I’ve been called a dreamer quite a lot since writing Lost Mountain. Only in this context, the term usually means that I’m someone who is used to losing. And that’s true. For the environmental writer, losing is simply an occupational hazard. But the appropriate response to Florence Reece’s “Which Side Are You On?” is not, “I’m on the side that’s going to win,” but rather, “I’m on the side of conscience, empathy, and affection.”

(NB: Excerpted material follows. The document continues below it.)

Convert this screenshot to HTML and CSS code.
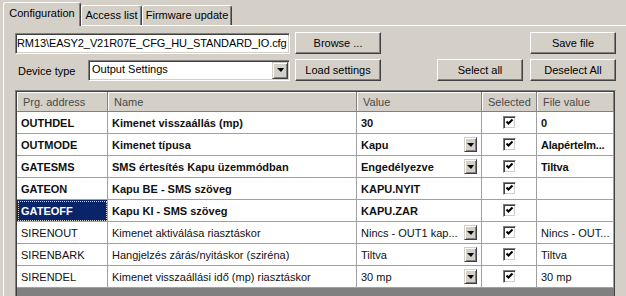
FILE: index.html
```html
<!DOCTYPE html>
<html lang="hu">
<head>
    <meta charset="UTF-8">
    <title>Configuration</title>
    <link rel="stylesheet" href="styles.css">
</head>
<body>
    <!-- tab strip -->
    <div class="tabs">
        <div class="tab active tab-config">Configuration</div>
        <div class="tab tab-access">Access list</div>
        <div class="tab tab-firmware">Firmware update</div>
    </div>

    <div class="panel">
        <div class="toolbar">
            <div class="textbox">RM13\EASY2_V21R07E_CFG_HU_STANDARD_IO.cfg</div>
            <button class="btn">Browse ...</button>
            <div class="spacer"></div>
            <button class="btn">Save file</button>
        </div>

        <div class="toolbar second">
            <label class="label">Device type</label>
            <div class="combo">
                <span class="combo-text">Output Settings</span>
                <span class="combo-btn"><i class="arrow"></i></span>
            </div>
            <button class="btn">Load settings</button>
            <div class="spacer"></div>
            <button class="btn">Select all</button>
            <button class="btn last">Deselect All</button>
        </div>

        <!-- settings grid -->
        <div class="grid">
            <div class="grid-inner">
                <div class="row head">
                    <div class="hcell">Prg. address</div>
                    <div class="hcell">Name</div>
                    <div class="hcell">Value</div>
                    <div class="hcell">Selected</div>
                    <div class="hcell">File value</div>
                </div>

                <div class="row bold">
                    <div class="cell">OUTHDEL</div>
                    <div class="cell">Kimenet visszaállás (mp)</div>
                    <div class="cell">30</div>
                    <div class="cell center"><span class="check"><svg width="9" height="9" viewBox="0 0 9 9"><polyline points="1.5,3.5 3.5,5.5 7.5,1.5" fill="none" stroke="#000" stroke-width="2"/></svg></span></div>
                    <div class="cell file">0</div>
                </div>
                <div class="row bold">
                    <div class="cell">OUTMODE</div>
                    <div class="cell">Kimenet típusa</div>
                    <div class="cell pick">Kapu<span class="drop"><i class="arrow"></i></span></div>
                    <div class="cell center"><span class="check"><svg width="9" height="9" viewBox="0 0 9 9"><polyline points="1.5,3.5 3.5,5.5 7.5,1.5" fill="none" stroke="#000" stroke-width="2"/></svg></span></div>
                    <div class="cell file">Alapértelm...</div>
                </div>
                <div class="row bold">
                    <div class="cell">GATESMS</div>
                    <div class="cell">SMS értesítés Kapu üzemmódban</div>
                    <div class="cell pick">Engedélyezve<span class="drop"><i class="arrow"></i></span></div>
                    <div class="cell center"><span class="check"><svg width="9" height="9" viewBox="0 0 9 9"><polyline points="1.5,3.5 3.5,5.5 7.5,1.5" fill="none" stroke="#000" stroke-width="2"/></svg></span></div>
                    <div class="cell file">Tiltva</div>
                </div>
                <div class="row bold">
                    <div class="cell">GATEON</div>
                    <div class="cell">Kapu BE - SMS szöveg</div>
                    <div class="cell">KAPU.NYIT</div>
                    <div class="cell center"><span class="check"><svg width="9" height="9" viewBox="0 0 9 9"><polyline points="1.5,3.5 3.5,5.5 7.5,1.5" fill="none" stroke="#000" stroke-width="2"/></svg></span></div>
                    <div class="cell file"></div>
                </div>
                <div class="row bold">
                    <div class="cell focus">GATEOFF</div>
                    <div class="cell">Kapu KI - SMS szöveg</div>
                    <div class="cell">KAPU.ZAR</div>
                    <div class="cell center"><span class="check"><svg width="9" height="9" viewBox="0 0 9 9"><polyline points="1.5,3.5 3.5,5.5 7.5,1.5" fill="none" stroke="#000" stroke-width="2"/></svg></span></div>
                    <div class="cell file"></div>
                </div>
                <div class="row">
                    <div class="cell">SIRENOUT</div>
                    <div class="cell">Kimenet aktiválása riasztáskor</div>
                    <div class="cell pick">Nincs - OUT1 kap...<span class="drop"><i class="arrow"></i></span></div>
                    <div class="cell center"><span class="check"><svg width="9" height="9" viewBox="0 0 9 9"><polyline points="1.5,3.5 3.5,5.5 7.5,1.5" fill="none" stroke="#000" stroke-width="2"/></svg></span></div>
                    <div class="cell file">Nincs - OUT...</div>
                </div>
                <div class="row">
                    <div class="cell">SIRENBARK</div>
                    <div class="cell">Hangjelzés zárás/nyitáskor (sziréna)</div>
                    <div class="cell pick">Tiltva<span class="drop"><i class="arrow"></i></span></div>
                    <div class="cell center"><span class="check"><svg width="9" height="9" viewBox="0 0 9 9"><polyline points="1.5,3.5 3.5,5.5 7.5,1.5" fill="none" stroke="#000" stroke-width="2"/></svg></span></div>
                    <div class="cell file">Tiltva</div>
                </div>
                <div class="row">
                    <div class="cell">SIRENDEL</div>
                    <div class="cell">Kimenet visszaállási idő (mp) riasztáskor</div>
                    <div class="cell pick">30 mp<span class="drop"><i class="arrow"></i></span></div>
                    <div class="cell center"><span class="check"><svg width="9" height="9" viewBox="0 0 9 9"><polyline points="1.5,3.5 3.5,5.5 7.5,1.5" fill="none" stroke="#000" stroke-width="2"/></svg></span></div>
                    <div class="cell file">30 mp</div>
                </div>
            </div>
        </div>
    </div>
</body>
</html>
```

FILE: styles.css
```css
* {
    box-sizing: border-box;
    margin: 0;
    padding: 0;
}

body {
    font-family: "Liberation Sans", Arial, sans-serif;
    font-size: 11px;
    color: #000;
    background: #d4d0c8;
    height: 296px;
    overflow: hidden;
}

/* tabs */
.tabs {
    display: flex;
    align-items: flex-end;
    height: 25px;
    padding: 2px 0 0 3px;
}

.tab {
    height: 20px;
    display: flex;
    align-items: center;
    justify-content: center;
    border: 1px solid #fff;
    border-bottom: none;
    border-right-color: #404040;
    border-radius: 3px 3px 0 0;
    box-shadow: inset -1px 0 #808080;
    padding-bottom: 1px;
}

.tab.active {
    height: 24px;
    margin-bottom: -1px;
    position: relative;
    z-index: 1;
    background: #d4d0c8;
    padding-bottom: 4px;
}

.tab-config { width: 78px; }
.tab-access { width: 61px; }
.tab-firmware { width: 90px; }

/* page panel */
.panel {
    margin-left: 3px;
    border-top: 1px solid #fff;
    border-left: 1px solid #fff;
    padding: 6px 10px 0 11px;
}

.toolbar {
    display: flex;
    align-items: center;
    height: 22px;
}

.toolbar.second {
    margin-top: 5px;
}

.spacer {
    flex: 1;
}

.textbox {
    width: 275px;
    height: 21px;
    margin-right: 5px;
    background: #fff;
    border: 1px solid;
    border-color: #808080 #fff #fff #808080;
    box-shadow: inset 1px 1px #404040, inset -1px -1px #d4d0c8;
    padding: 0 1px;
    display: flex;
    align-items: center;
    white-space: nowrap;
    overflow: hidden;
    letter-spacing: -0.1px;
}

.btn {
    width: 86px;
    height: 22px;
    font: inherit;
    color: #000;
    background: #d4d0c8;
    border: 1px solid;
    border-color: #fff #404040 #404040 #fff;
    box-shadow: inset -1px -1px #808080;
}

.btn.last {
    margin-left: 7px;
}

.label {
    width: 73px;
    padding-left: 3px;
    padding-top: 2px;
}

.combo {
    width: 202px;
    height: 21px;
    margin-right: 5px;
    display: flex;
    align-items: center;
    background: #fff;
    border: 1px solid;
    border-color: #808080 #fff #fff #808080;
    box-shadow: inset 1px 1px #404040, inset -1px -1px #d4d0c8;
    padding: 1px;
}

.combo-text {
    flex: 1;
    padding-left: 2px;
    padding-bottom: 3px;
}

.combo-btn,
.drop {
    display: flex;
    align-items: center;
    justify-content: center;
    background: #d4d0c8;
    border: 1px solid;
    border-color: #d4d0c8 #404040 #404040 #d4d0c8;
    box-shadow: inset 1px 1px #fff, inset -1px -1px #808080;
}

.combo-btn {
    width: 16px;
    height: 17px;
}

.arrow {
    width: 0;
    height: 0;
    border-left: 4px solid transparent;
    border-right: 3px solid transparent;
    border-top: 4px solid #000;
}

/* settings grid */
.grid {
    height: 214px;
    margin-top: 9px;
    border: 1px solid #808080;
    border-right-color: #d4d0c8;
}

.grid-inner {
    height: 100%;
    background: #808080;
    border: 1px solid #404040;
    overflow: hidden;
}

.row {
    display: grid;
    grid-template-columns: 91px 249px 125px 55px 77px;
}

.row.bold {
    font-weight: bold;
}

.hcell {
    height: 20px;
    display: flex;
    align-items: center;
    padding-left: 6px;
    color: #4a4a4a;
    background: #d4d0c8;
    border-right: 1px solid #808080;
    border-bottom: 1px solid #808080;
    box-shadow: inset 1px 1px #fff;
}

.cell {
    height: 22px;
    display: flex;
    align-items: center;
    padding: 0 4px;
    background: #fff;
    color: #111;
    border-right: 1px solid #a0a0a0;
    border-bottom: 1px solid #a0a0a0;
    white-space: nowrap;
    overflow: hidden;
}

.cell.file {
    padding: 0 0 0 4px;
}

.row.bold .cell.file {
    letter-spacing: -0.2px;
}

.cell.pick {
    justify-content: space-between;
}

.cell.center {
    justify-content: center;
}

.cell.focus {
    background: #0a246a;
    color: #fff;
    outline: 1px dotted #d4d0c8;
    outline-offset: -2px;
}

.drop {
    width: 13px;
    height: 15px;
}

.check {
    width: 13px;
    height: 13px;
    display: flex;
    align-items: center;
    justify-content: center;
    background: #fff;
    border: 1px solid;
    border-color: #808080 #fff #fff #808080;
    box-shadow: inset 1px 1px #404040, inset -1px -1px #d4d0c8;
}
```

Because my last name has the same unusual spelling as Florence Reece’s (with a c instead of an s), people sometimes ask if I’m related to her. Unfortunately, I’ve never been able to prove a family connection, but in any case, that’s the side I’m on—the side of Florence and Sam Reece, the side of the mountain, the side of the men and women who are dying because the air and the water around Appalachian strip mines isn’t fit to breathe and drink. If that’s the losing side, then it simply means there is more work to do, more words to get down. The prospect doesn’t depress me. I’m well aware of Aldo Leopold’s warning that “one of the penalties of an ecological education is that one lives alone in a world of wounds.” It is a world of wounds, but we are not alone. The solitary act of creative nonfiction writing leads to the second act of solidarity with readers who are willing to bear witness through the writer’s words—who are then willing to act.